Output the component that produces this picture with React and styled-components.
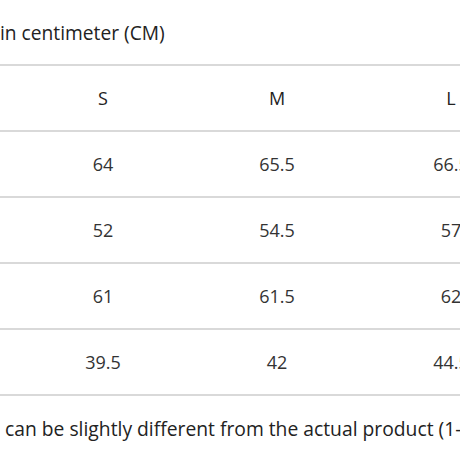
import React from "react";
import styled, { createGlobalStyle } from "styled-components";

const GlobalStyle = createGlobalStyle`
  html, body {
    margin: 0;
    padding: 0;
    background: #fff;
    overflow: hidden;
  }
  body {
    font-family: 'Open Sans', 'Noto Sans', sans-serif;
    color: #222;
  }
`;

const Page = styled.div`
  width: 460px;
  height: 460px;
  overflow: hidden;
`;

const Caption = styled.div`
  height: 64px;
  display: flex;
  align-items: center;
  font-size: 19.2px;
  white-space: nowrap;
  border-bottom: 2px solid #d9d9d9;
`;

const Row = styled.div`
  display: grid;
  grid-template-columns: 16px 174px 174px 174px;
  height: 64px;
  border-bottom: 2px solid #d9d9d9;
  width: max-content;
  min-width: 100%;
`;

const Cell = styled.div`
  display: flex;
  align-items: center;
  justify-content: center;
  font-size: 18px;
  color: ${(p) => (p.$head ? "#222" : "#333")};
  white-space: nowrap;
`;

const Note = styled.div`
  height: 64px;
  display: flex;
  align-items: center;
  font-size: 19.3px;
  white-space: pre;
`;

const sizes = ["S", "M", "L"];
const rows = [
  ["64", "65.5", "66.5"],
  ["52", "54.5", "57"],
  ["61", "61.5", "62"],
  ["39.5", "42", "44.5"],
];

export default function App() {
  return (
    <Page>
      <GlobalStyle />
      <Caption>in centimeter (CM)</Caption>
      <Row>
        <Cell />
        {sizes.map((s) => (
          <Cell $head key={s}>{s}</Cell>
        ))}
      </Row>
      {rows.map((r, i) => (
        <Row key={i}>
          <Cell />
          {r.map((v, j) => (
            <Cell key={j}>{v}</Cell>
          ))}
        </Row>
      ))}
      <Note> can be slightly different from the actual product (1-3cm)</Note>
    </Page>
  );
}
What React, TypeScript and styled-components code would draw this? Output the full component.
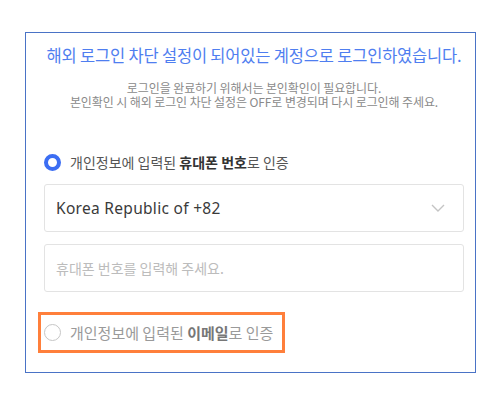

——————

### Aim
Print out every entry above without changing a word, and leave out the pictures.

### Task output
Output the component that produces this picture with React and styled-components.
import React from "react";
import styled, { createGlobalStyle } from "styled-components";

const GlobalStyle = createGlobalStyle`
  html, body {
    margin: 0;
    padding: 0;
    background: #fff;
    overflow: hidden;
  }
  body {
    font-family: 'Open Sans', 'Noto Sans', sans-serif;
    color: #222;
  }
`;

const Page = styled.div`
  width: 460px;
  height: 460px;
  overflow: hidden;
`;

const Caption = styled.div`
  height: 64px;
  display: flex;
  align-items: center;
  font-size: 19.2px;
  white-space: nowrap;
  border-bottom: 2px solid #d9d9d9;
`;

const Row = styled.div`
  display: grid;
  grid-template-columns: 16px 174px 174px 174px;
  height: 64px;
  border-bottom: 2px solid #d9d9d9;
  width: max-content;
  min-width: 100%;
`;

const Cell = styled.div`
  display: flex;
  align-items: center;
  justify-content: center;
  font-size: 18px;
  color: ${(p) => (p.$head ? "#222" : "#333")};
  white-space: nowrap;
`;

const Note = styled.div`
  height: 64px;
  display: flex;
  align-items: center;
  font-size: 19.3px;
  white-space: pre;
`;

const sizes = ["S", "M", "L"];
const rows = [
  ["64", "65.5", "66.5"],
  ["52", "54.5", "57"],
  ["61", "61.5", "62"],
  ["39.5", "42", "44.5"],
];

export default function App() {
  return (
    <Page>
      <GlobalStyle />
      <Caption>in centimeter (CM)</Caption>
      <Row>
        <Cell />
        {sizes.map((s) => (
          <Cell $head key={s}>{s}</Cell>
        ))}
      </Row>
      {rows.map((r, i) => (
        <Row key={i}>
          <Cell />
          {r.map((v, j) => (
            <Cell key={j}>{v}</Cell>
          ))}
        </Row>
      ))}
      <Note> can be slightly different from the actual product (1-3cm)</Note>
    </Page>
  );
}
What React, TypeScript and styled-components code would draw this? Output the full component.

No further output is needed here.